Hang around
Hang around
Phrasal Verb 
1. To stay somewhere without doing much, often because you have nothing to do or you’re waiting for someone or something. 2. To spend time with someone, often when they don’t want you around. 3. When something is unused or hasn’t been dealt with.
1. Hang around (sth)
1. Boş boş takılmak
2. Vakit öldürmek
3. Zaman geçirmek
4. Aylak aylak dolaşmak
5. Öylesine takılmak
6. Oyalanmak
Örnekler
She hang around outside the café, waiting for her friend to arrive.
Kafenin dışında oyalanarak arkadaşının gelmesini bekledi.
We used to hang around the park when we had nowhere else to go.

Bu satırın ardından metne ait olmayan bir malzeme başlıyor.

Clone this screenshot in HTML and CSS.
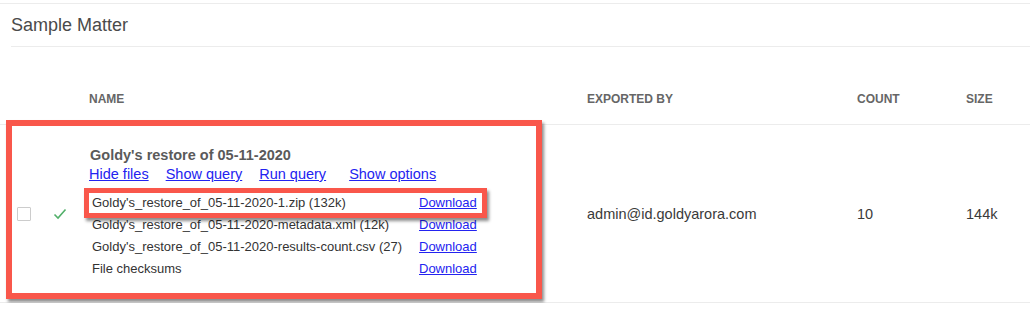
FILE: index.html
```html
<!DOCTYPE html>
<html>
<head>
    <title>Sample Matter - Exports</title>
    <link rel="stylesheet" href="styles.css">
</head>
<body>
    <div class="card">
        <h2 class="matter-title">Sample Matter</h2>

        <div class="export-row header-row">
            <div></div>
            <div></div>
            <div class="col-head">Name</div>
            <div class="col-head">Exported by</div>
            <div class="col-head">Count</div>
            <div class="col-head">Size</div>
        </div>

        <div class="export-row body-row">
            <div class="cell-mid"><span class="checkbox"></span></div>
            <div class="cell-mid">
                <svg class="done-icon" width="14" height="12" viewBox="0 0 14 12">
                    <polyline points="1.5,6.5 5,10 12.5,1.5" fill="none" stroke="#52b06a" stroke-width="1.6"/>
                </svg>
            </div>
            <div class="name-cell">
                <div class="export-title">Goldy's restore of 05-11-2020</div>
                <div class="export-links">
                    <a href="#">Hide files</a>
                    <a href="#">Show query</a>
                    <a href="#">Run query</a>
                    <a href="#" class="wide">Show options</a>
                </div>
                <div class="file-list">
                    <span>Goldy's_restore_of_05-11-2020-1.zip (132k)</span><a href="#">Download</a>
                    <span>Goldy's_restore_of_05-11-2020-metadata.xml (12k)</span><a href="#">Download</a>
                    <span>Goldy's_restore_of_05-11-2020-results-count.csv (27)</span><a href="#">Download</a>
                    <span>File checksums</span><a href="#">Download</a>
                </div>
            </div>
            <div class="cell-mid">admin@id.goldyarora.com</div>
            <div class="cell-mid">10</div>
            <div class="cell-mid">144k</div>
        </div>
    </div>

    <!-- annotation boxes drawn over the screenshot -->
    <div class="mark mark-row"></div>
    <div class="mark mark-file"></div>
</body>
</html>
```

FILE: styles.css
```css
body {
    margin: 0;
    background-color: #ffffff;
    color: #333333;
    font-family: "Liberation Sans", Arial, sans-serif;
    position: relative;
}
a {
    color: #2323f0;
    text-decoration: underline;
}
.card {
    margin-top: 3px;
    border-top: 1px solid #ececec;
}
.matter-title {
    margin: 0 0 0 11px;
    height: 42px;
    line-height: 42px;
    font-size: 18px;
    font-weight: normal;
    color: #4a4a4a;
    border-bottom: 1px solid #ececec;
}
.export-row {
    display: grid;
    grid-template-columns: 36px 36px 498px 270px 109px 1fr;
    padding-left: 17px;
    border-bottom: 1px solid #ececec;
}
.header-row {
    height: 77px;
    align-items: end;
}
.col-head {
    padding-bottom: 18px;
    font-size: 12px;
    font-weight: bold;
    text-transform: uppercase;
    color: #666666;
}
.body-row {
    height: 177px;
    font-size: 14.5px;
}
.cell-mid {
    display: flex;
    align-items: center;
    color: #3a3a3a;
}
.checkbox {
    display: block;
    width: 12px;
    height: 12px;
    border: 1px solid #cccccc;
    border-radius: 1px;
}
.done-icon {
    display: block;
}
.name-cell {
    padding-top: 21px;
}
.export-title {
    height: 18px;
    line-height: 18px;
    font-weight: bold;
    color: #5a5a5a;
    padding-left: 1px;
}
.export-links {
    display: flex;
    line-height: 20px;
    height: 20px;
}
.export-links a {
    margin-right: 17px;
}
.export-links a.wide {
    margin-left: 6px;
}
.file-list {
    display: grid;
    grid-template-columns: 327px auto;
    margin-top: 8px;
    padding-left: 3px;
    font-size: 13px;
    line-height: 22px;
    color: #333333;
    justify-items: start;
}
.mark {
    position: absolute;
    border-style: solid;
    border-color: #f9574b;
    box-shadow: 2px 3px 3px rgba(0, 0, 0, 0.45);
    pointer-events: none;
}
.mark-row {
    left: 6px;
    top: 120px;
    width: 524px;
    height: 167px;
    border-width: 6px;
}
.mark-file {
    left: 84px;
    top: 188px;
    width: 393px;
    height: 20px;
    border-width: 5px;
}
```
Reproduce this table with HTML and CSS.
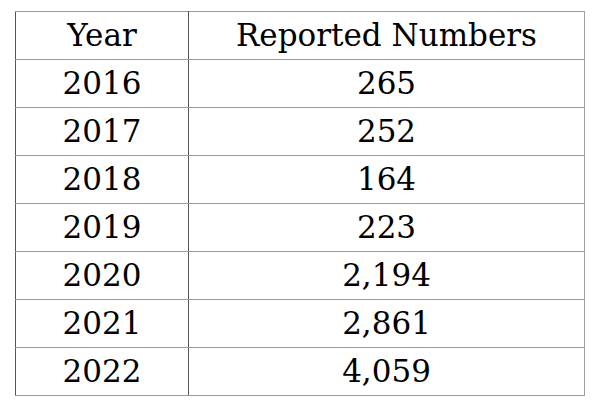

Gidecek başka yerimiz olmadığında parkın etrafında vakit öldürürdük.
2. Hang around (sb)
1. Dolanmak
2. Başından ayrılmamak
3. Dibinde durmak
4. Etrafında dolaşmak
Örnekler
Stop hanging around your brother; he clearly wants to be alone.
Kardeşinin etrafında dolanmayı bırak; belli ki yalnız kalmak istiyor.
He keeps hanging around me, even though I told him I need some space.
Ona biraz yalnız kalmaya ihtiyacım olduğunu söylememe rağmen etrafımda dolaşmaya devam ediyor.
3. Hang around (sth)
1. Boş boş durmak
Örnekler
There are some old papers hanging around my desk that I need to organize.
Masamın etrafında düzenlemem gereken bazı eski kağıtlar var.